I was intrigued by a post from a friend who had worked for a leading fund manager. Her boss was jailed for financial manipulation. In her words:
“I witnessed the effect of regulators on an innovative mind. Prior to jail, he was a financial trailblazer in encouraging companies to dream big, much like today’s venture capitalists. Prior to jail, he used new financial innovations, from leveraged buyouts to zero coupon debt to get companies money when investors didn’t want to think so far ahead. Prior to jail, he financed the United States’ lead in cellphone technology.
After jail, he’d think of a private company he’d like to own…and then think of the potential regulatory scrutiny. He didn’t pursue it. After jail, I researched and help write his textbook On Corporate Finance, but then he worried how it might be viewed. He never published it. After jail, he debated whether financial markets were efficient, arguably the most ground-breaking of all financial debates. He never released it.”
It made me think about all the things I’ve been blogging about lately: cancel culture, the worries of stepping over the line, the right to agree or to disagree and more.
First things first, it’s pretty obvious that if you go to jail, it will change your perspective. I’m lucky that I’ve never been sentenced but have spent a night or two in a jail cell when I was young (long story). It does change your behaviour and you try to stop doing the thing that you were not meant to be doing.
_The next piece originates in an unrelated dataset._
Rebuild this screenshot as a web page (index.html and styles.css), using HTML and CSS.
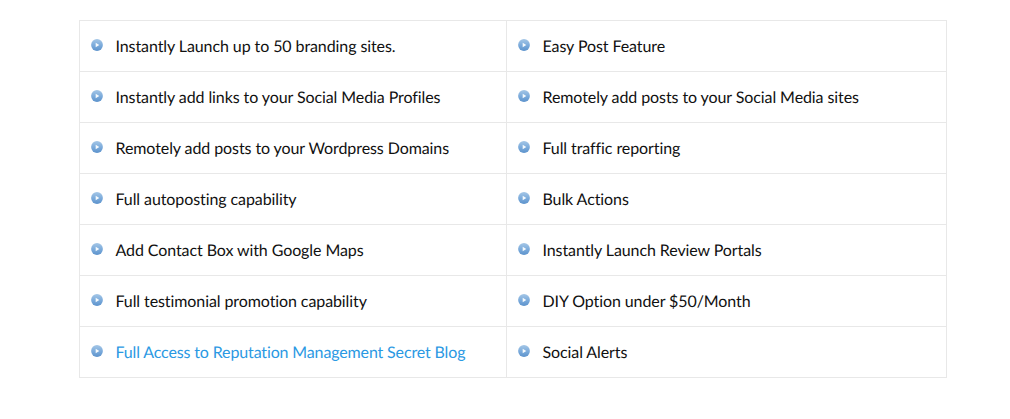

That’s a good thing as long it doesn’t go A Clockwork Orange. Watch that film if you haven’t already.
Second thing second: is it right for a regulator to jail innovation? I’m not so sure. There is always a friction between innovation and regulation, but the regulator needs to encourage change, not stifle it. That’s why it is so pleasing to see sandboxes blossom around the world for FinTech start-ups to try out ideas in partnership with banks. I guess the issue is what happens if they don’t blossom within a sandbox. Examples include payday loans firms and BNPL (Buy Now, Pay Later). It’s all well and good to unleash innovation in the wild, but if it is wild then it needs its’ wings clipped. The balance is a fine line.
Finally, if you meet an innovative mind, should you shut it down?
The comment above from my friend made me think. It made me think that she had encountered a brilliant mind. She had worked with someone who could truly see how to change markets, change economics, change the world. Unfortunately, his thinking ran counter to culture. But counter-culture thinking is not a bad thing. In fact, counter-culture thinking should be nurtured and supported. Thing is that his counter-culture thinking was unleashed into mainstream financial markets. I would suggest that counter-culture thinking should be unleashed into the sandbox.
Nevertheless, counter-culture thinking is a good thing. It challenges. It makes you think. And yes, it creates opportunity. In fact, a lot of counter-culture thinking is what financial institutions need. I always remember the comment in Michael Lewis’s book Liar’s Poker.
At one point, there is a conversation with the investment banks’ General Counsel. Asked what he focuses upon, the lawyer said something along the lines of:
My job is to find the chinks in the regulator’s armour
In other words, to find the weaknesses of the regulatory structures.
That’s how you make money.
You make money through regulatory arbitrage – hedging between markets – or through regulatory avoidance. The innovative mind is good at finding those gaps. The regulatory mind is good at keeping up. But when they catch up: should they shut down those thoughts or encourage them in a safe environment?
I guess that’s like saying if you catch a hacker or a cyberspy, should you jail them or ask them to carry on and show you what they’re doing?
I would rather take the latter approach as how can you oversee a system you don’t see?